Marilah kita biasakan diri untuk bersikap profesional dikritisi dan siap legowo. Kecuali kritisi itu tanpa solusi, itu sama saja nol. Setidaknya, kita mampu memberikan kontribusi dengan cara meluangkan Waktu, Pandangan, Pikiran, Materi dan Tenaga untuk mendorong kemajuan GWI ini, jangan jadi Penonton di Rumah sendiri, saya melihat sangat sangatlah miris sekali melihat surat DPC surat DPD yang ditujukan kepada DPP, saya menilai ketidak profesionalnya dalam mengambil kebijakan dan keputusan ,saya agap berkepihakan, sampai kapan situasi dan kondisi GWI ini begini-begini saja!?
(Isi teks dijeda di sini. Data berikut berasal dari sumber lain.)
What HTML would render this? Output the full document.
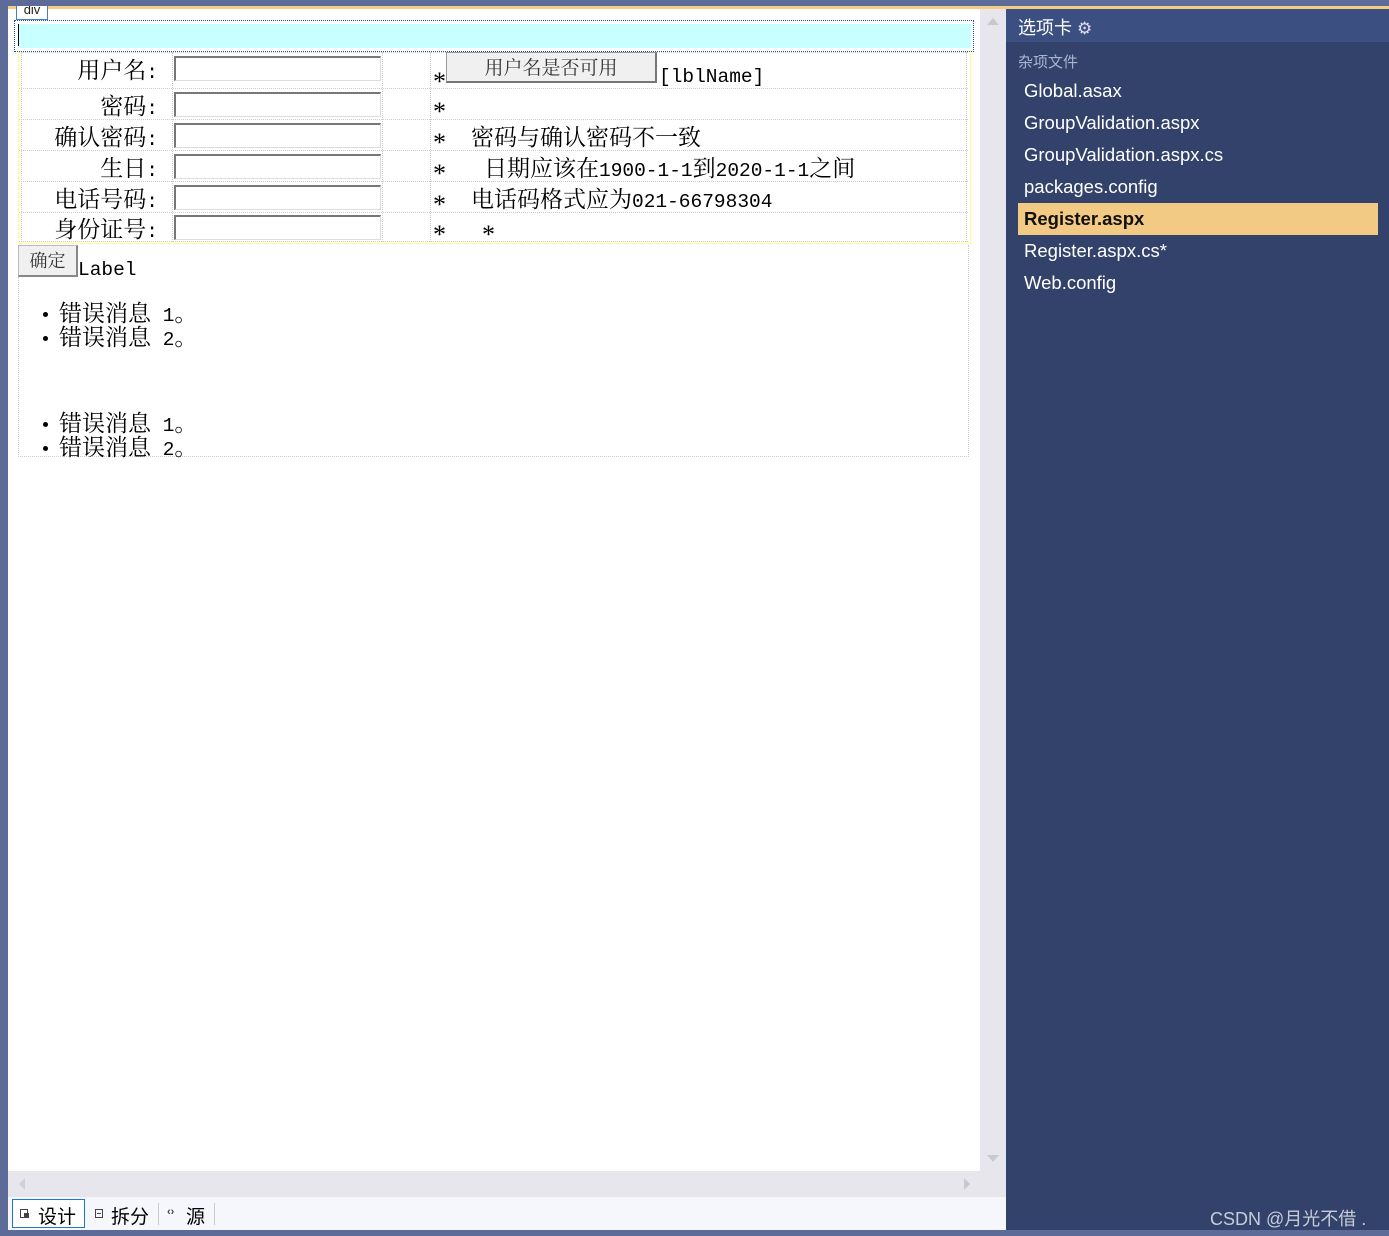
<!DOCTYPE html>
<html><head><meta charset="utf-8"><style>
body{margin:0;width:1389px;height:1236px;background:#5d6b99;position:relative;overflow:hidden;font-family:"Noto Serif CJK SC","Liberation Serif",serif;}
.a{position:absolute}
.s{font-family:"Liberation Sans","Noto Sans CJK SC",sans-serif}
.t{font-size:23px;color:#000;white-space:nowrap;line-height:24px}
.m{font-family:"Liberation Mono",monospace;font-size:19.5px}
.st{font-family:"Liberation Serif",serif;font-size:26px}
.inp{position:absolute;left:174px;width:207px;background:#fff;border-top:2px solid #777;border-left:2px solid #777;border-right:1px solid #ddd;border-bottom:1px solid #ddd;box-sizing:border-box;height:25px}
.hl{position:absolute;left:19px;width:949px;border-top:1px dotted #ccc}
.vl{position:absolute;border-left:1px dotted #ccc}
.f{position:absolute;left:1024px;font-size:18.5px;color:#fff;font-family:"Liberation Sans","Noto Sans CJK SC",sans-serif}
.b{position:absolute;left:43px;width:5px;height:5px;border-radius:50%;background:#000}
</style></head><body>
<div class="a" style="left:8px;top:6px;width:1381px;height:3px;background:#f5cc84"></div>
<div class="a" style="left:8px;top:9px;width:972px;height:1162px;background:#fff"></div>
<div class="a" style="left:980px;top:9px;width:26px;height:1188px;background:#e6e6ec"></div>
<div class="a" style="left:8px;top:1171px;width:972px;height:26px;background:#e6e6ec"></div>
<div class="a" style="left:8px;top:1197px;width:998px;height:33px;background:#f5f7fc"></div>
<div class="a" style="left:1006px;top:9px;width:383px;height:1221px;background:#33426b"></div>
<div class="a" style="left:1006px;top:9px;width:383px;height:33px;background:#3b4f81"></div>
<div class="a" style="left:987px;top:18px;width:0;height:0;border-left:6px solid transparent;border-right:6px solid transparent;border-bottom:7px solid #c8c8d0"></div>
<div class="a" style="left:987px;top:1155px;width:0;height:0;border-left:6px solid transparent;border-right:6px solid transparent;border-top:7px solid #c8c8d0"></div>
<div class="a" style="left:19px;top:1178px;width:0;height:0;border-top:6px solid transparent;border-bottom:6px solid transparent;border-right:6px solid #d0d0d8"></div>
<div class="a" style="left:964px;top:1178px;width:0;height:0;border-top:6px solid transparent;border-bottom:6px solid transparent;border-left:6px solid #c8c8d0"></div>
<div class="a s" style="left:16px;top:6px;width:30px;height:13px;border:1px solid #4a7cc8;border-top:none;font-size:13px;line-height:8px;text-align:center;color:#222;background:#fff;overflow:hidden">div</div>
<div class="a" style="left:14px;top:20px;width:958px;height:30px;border:1px dotted #2050b0;background:#fff"></div>
<div class="a" style="left:18px;top:24px;width:953px;height:24px;background:#c8ffff"></div>
<div class="a" style="left:18px;top:24px;width:1px;height:22px;background:#000"></div>
<div class="a" style="left:18px;top:50px;width:951px;height:193px;border:1px solid #ffff90;border-top:none"></div>
<div class="hl" style="top:52px"></div><div class="hl" style="top:88px"></div><div class="hl" style="top:119px"></div><div class="hl" style="top:150px"></div><div class="hl" style="top:181px"></div><div class="hl" style="top:212px"></div><div class="hl" style="top:241px"></div>
<div class="vl" style="left:21px;top:52px;height:190px"></div>
<div class="vl" style="left:172px;top:52px;height:190px"></div>
<div class="vl" style="left:382px;top:52px;height:190px"></div>
<div class="vl" style="left:430px;top:52px;height:190px"></div>
<div class="vl" style="left:966px;top:52px;height:190px"></div>
<div class="a t" style="left:20px;width:138px;text-align:right;top:57px">用户名<span class="m">:</span></div>
<div class="a t" style="left:20px;width:138px;text-align:right;top:93px">密码<span class="m">:</span></div>
<div class="a t" style="left:20px;width:138px;text-align:right;top:124px">确认密码<span class="m">:</span></div>
<div class="a t" style="left:20px;width:138px;text-align:right;top:155px">生日<span class="m">:</span></div>
<div class="a t" style="left:20px;width:138px;text-align:right;top:186px">电话号码<span class="m">:</span></div>
<div class="a t" style="left:20px;width:138px;text-align:right;top:216px">身份证号<span class="m">:</span></div>
<div class="inp" style="top:56px"></div><div class="inp" style="top:92px"></div><div class="inp" style="top:123px"></div><div class="inp" style="top:154px"></div><div class="inp" style="top:185px"></div><div class="inp" style="top:215px"></div>
<div class="a t st" style="left:433px;top:70px">*</div>
<div class="a t st" style="left:433px;top:100px">*</div>
<div class="a t st" style="left:433px;top:131px">*</div>
<div class="a t st" style="left:433px;top:162px">*</div>
<div class="a t st" style="left:433px;top:193px">*</div>
<div class="a t st" style="left:433px;top:223px">*</div>
<div class="a t st" style="left:482px;top:223px">*</div>
<div class="a" style="left:446px;top:52px;width:211px;height:31px;background:#f0f0f0;border:1px solid #999;border-bottom:2px solid #777;border-right:2px solid #777;box-sizing:border-box;text-align:center;font-size:19px;line-height:28px;color:#333">用户名是否可用</div>
<div class="a t m" style="left:659px;top:65px;font-size:19.5px">[lblName]</div>
<div class="a t" style="left:471px;top:124px">密码与确认密码不一致</div>
<div class="a t" style="left:484px;top:155px">日期应该在<span class="m">1900-1-1</span>到<span class="m">2020-1-1</span>之间</div>
<div class="a t" style="left:471px;top:186px">电话码格式应为<span class="m">021-66798304</span></div>
<div class="a" style="left:18px;top:245px;width:60px;height:32px;background:#f0f0f0;border:1px solid #bbb;border-bottom:2px solid #888;border-right:2px solid #888;box-sizing:border-box;text-align:center;font-size:18px;line-height:28px;color:#333">确定</div>
<div class="a t m" style="left:78px;top:258px">Label</div>
<div class="vl" style="left:18px;top:277px;height:180px"></div>
<div class="vl" style="left:968px;top:245px;height:212px"></div>
<div class="a" style="left:18px;top:456px;width:951px;border-top:1px dotted #ccc"></div>
<div class="b" style="top:312px"></div><div class="a t" style="left:59px;top:300px">错误消息<span class="m"> 1</span>。</div>
<div class="b" style="top:336px"></div><div class="a t" style="left:59px;top:324px">错误消息<span class="m"> 2</span>。</div>
<div class="b" style="top:422px"></div><div class="a t" style="left:59px;top:410px">错误消息<span class="m"> 1</span>。</div>
<div class="b" style="top:446px"></div><div class="a t" style="left:59px;top:434px">错误消息<span class="m"> 2</span>。</div>
<div class="a" style="left:12px;top:1199px;width:73px;height:29px;border:1px solid #1e78d2;box-sizing:border-box;background:#fff"></div>
<div class="a" style="left:20px;top:1209px;width:8px;height:9px;border:1px solid #444;box-sizing:border-box"></div>
<div class="a" style="left:24px;top:1213px;width:5px;height:5px;background:#444"></div>
<div class="a s" style="left:38px;top:1202px;font-size:19px;color:#000">设计</div>
<div class="a" style="left:95px;top:1209px;width:8px;height:9px;border:1px solid #444;box-sizing:border-box"></div>
<div class="a" style="left:97px;top:1213px;width:4px;height:1px;background:#444"></div>
<div class="a s" style="left:111px;top:1202px;font-size:19px;color:#000">拆分</div>
<div class="a" style="left:158px;top:1203px;width:1px;height:22px;background:#ccc"></div>
<div class="a s" style="left:167px;top:1206px;font-size:11px;color:#444;font-weight:bold">‹›</div>
<div class="a s" style="left:186px;top:1202px;font-size:19px;color:#000">源</div>
<div class="a" style="left:214px;top:1203px;width:1px;height:22px;background:#ccc"></div>
<div class="a s" style="left:1018px;top:14px;font-size:18px;color:#fff">选项卡 <span style="font-size:17px;color:#dde">⚙</span></div>
<div class="a s" style="left:1018px;top:51px;font-size:15px;color:#aab4d0">杂项文件</div>
<div class="f" style="top:80px">Global.asax</div>
<div class="f" style="top:112px">GroupValidation.aspx</div>
<div class="f" style="top:144px">GroupValidation.aspx.cs</div>
<div class="f" style="top:176px">packages.config</div>
<div class="a" style="left:1018px;top:203px;width:360px;height:32px;background:#f3ca84"></div>
<div class="f" style="top:208px;color:#111;font-weight:bold">Register.aspx</div>
<div class="f" style="top:240px">Register.aspx.cs*</div>
<div class="f" style="top:272px">Web.config</div>
<div class="a s" style="left:1210px;top:1205px;font-size:18px;color:#c8ccd8">CSDN @月光不借 .</div>
</body></html>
“Surat Edaran itu jangan justru memicu kegaduhan dan konflik di internal GWI, kita tetap satu Komando, Pelayanan Satu Pintu. Yang sudah berjalan dengan baik selama ini yaitu, DPP menerbitkan SK dan KTA DPD dan DPC. Kemudian DPD menerbitkan SK DPC. Sedangkan urusan Baju Dinas, DPP memberikan kewenangan kepada DPD dan DPC membuat sendiri, itu yang sudah berjalan dengan baik selama ini. Lalu apa yang dimaksud DPP terjadi Dualisme?
Bomen berharap kepada DPP, bila mana terjadi gejolak konflik baik di internal DPD maupun di DPC, supaya segera mengambil jalan tengah, Resfonsip,bijak dalam mengambil keputusan.seorang ketua umum harus hadir dalam permasalahan mengambil alih untuk segera menciptakan suasana yang kondusif tanpa harus berlarut-larut.
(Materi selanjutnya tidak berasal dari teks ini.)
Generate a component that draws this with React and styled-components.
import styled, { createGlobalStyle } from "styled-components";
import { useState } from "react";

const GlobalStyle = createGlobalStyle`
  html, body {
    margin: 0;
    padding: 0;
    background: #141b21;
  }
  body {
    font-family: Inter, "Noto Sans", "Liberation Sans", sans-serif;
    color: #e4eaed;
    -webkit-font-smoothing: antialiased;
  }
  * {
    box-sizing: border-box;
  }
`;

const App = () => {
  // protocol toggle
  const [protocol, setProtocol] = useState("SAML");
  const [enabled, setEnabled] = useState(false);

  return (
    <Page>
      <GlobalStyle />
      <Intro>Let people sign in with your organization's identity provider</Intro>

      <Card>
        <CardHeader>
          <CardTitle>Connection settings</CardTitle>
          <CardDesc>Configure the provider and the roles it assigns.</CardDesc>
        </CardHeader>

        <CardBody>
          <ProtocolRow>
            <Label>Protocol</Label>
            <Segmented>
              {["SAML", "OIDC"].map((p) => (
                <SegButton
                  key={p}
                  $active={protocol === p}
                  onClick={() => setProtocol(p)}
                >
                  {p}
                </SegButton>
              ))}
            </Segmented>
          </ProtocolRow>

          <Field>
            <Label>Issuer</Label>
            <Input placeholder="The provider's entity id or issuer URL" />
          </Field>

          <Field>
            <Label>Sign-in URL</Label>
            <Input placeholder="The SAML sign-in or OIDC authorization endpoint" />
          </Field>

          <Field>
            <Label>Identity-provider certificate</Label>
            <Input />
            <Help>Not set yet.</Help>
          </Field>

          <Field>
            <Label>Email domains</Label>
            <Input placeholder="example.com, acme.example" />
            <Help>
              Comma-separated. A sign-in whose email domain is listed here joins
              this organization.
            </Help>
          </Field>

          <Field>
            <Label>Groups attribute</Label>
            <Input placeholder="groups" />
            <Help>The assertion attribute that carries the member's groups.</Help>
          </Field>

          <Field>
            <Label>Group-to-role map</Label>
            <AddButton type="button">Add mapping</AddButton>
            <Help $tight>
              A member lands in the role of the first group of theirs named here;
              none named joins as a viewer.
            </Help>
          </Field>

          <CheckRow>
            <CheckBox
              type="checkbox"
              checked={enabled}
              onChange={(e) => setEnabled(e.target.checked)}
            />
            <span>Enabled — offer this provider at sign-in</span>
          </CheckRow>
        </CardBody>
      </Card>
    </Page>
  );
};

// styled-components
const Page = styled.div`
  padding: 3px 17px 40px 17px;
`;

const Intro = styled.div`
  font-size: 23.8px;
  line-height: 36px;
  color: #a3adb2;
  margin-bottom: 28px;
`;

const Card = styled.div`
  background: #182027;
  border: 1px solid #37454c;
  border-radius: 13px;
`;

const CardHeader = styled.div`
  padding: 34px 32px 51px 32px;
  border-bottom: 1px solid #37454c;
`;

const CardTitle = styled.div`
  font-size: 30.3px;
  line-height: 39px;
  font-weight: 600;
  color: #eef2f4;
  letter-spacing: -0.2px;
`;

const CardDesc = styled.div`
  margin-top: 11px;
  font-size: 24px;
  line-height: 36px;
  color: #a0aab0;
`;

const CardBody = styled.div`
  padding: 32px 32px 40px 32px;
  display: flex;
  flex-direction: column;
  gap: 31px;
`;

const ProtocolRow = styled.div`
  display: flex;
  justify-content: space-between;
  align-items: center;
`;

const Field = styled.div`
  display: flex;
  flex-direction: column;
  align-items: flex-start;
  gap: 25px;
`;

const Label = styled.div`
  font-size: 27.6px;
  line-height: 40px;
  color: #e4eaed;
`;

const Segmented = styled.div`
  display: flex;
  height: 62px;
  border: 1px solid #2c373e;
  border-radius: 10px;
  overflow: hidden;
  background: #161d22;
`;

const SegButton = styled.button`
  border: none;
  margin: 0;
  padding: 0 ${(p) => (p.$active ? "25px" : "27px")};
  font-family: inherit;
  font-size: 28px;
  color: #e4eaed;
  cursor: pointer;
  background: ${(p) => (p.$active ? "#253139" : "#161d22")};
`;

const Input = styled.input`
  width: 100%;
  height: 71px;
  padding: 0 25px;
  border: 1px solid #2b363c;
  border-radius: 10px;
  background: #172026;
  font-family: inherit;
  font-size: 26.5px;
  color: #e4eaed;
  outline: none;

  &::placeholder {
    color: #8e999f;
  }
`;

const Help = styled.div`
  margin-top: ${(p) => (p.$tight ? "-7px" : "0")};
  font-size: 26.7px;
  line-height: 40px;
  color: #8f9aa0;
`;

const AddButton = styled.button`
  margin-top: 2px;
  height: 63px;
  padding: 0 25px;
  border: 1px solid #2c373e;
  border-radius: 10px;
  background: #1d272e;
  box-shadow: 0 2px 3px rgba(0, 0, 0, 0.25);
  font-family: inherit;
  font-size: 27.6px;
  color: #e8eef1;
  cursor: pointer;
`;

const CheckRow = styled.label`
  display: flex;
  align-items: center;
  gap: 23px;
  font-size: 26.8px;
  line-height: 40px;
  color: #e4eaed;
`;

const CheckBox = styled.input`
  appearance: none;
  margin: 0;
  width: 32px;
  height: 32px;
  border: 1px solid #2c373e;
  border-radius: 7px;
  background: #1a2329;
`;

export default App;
Kalau ada gejolak di internal GWI, DPP harus sigap segera merespon, ambil alih dan berikan solusi supaya situasi kembali kondusif, jangan menunggu sampai merembes ke yang lain. sehinga yang tidak tau permasalahan malah ikut ikutan dukung sana sini.
“Saya juga minta kita semua mendukung kemajuan GWI ini ketika dalam Anggaran dasar dan anggaran Rumah Tangga(AD/Art), sekiranya masih ada yang harus ditambahkan dengan membuat Peraturan organisasi PO dan Penandatanganan Fakta Integritas”.
Dengan di Adakan Musda. Rakerda atau adakan Rapat seluruh anggota dan di laksanakan berdasarkan kesepakatan bersama, Itu baru Hebat, Bermutu dan Profesional!,” tegas Bomen. **Red** Sumber : DPD GWI PROVINSI RIAU.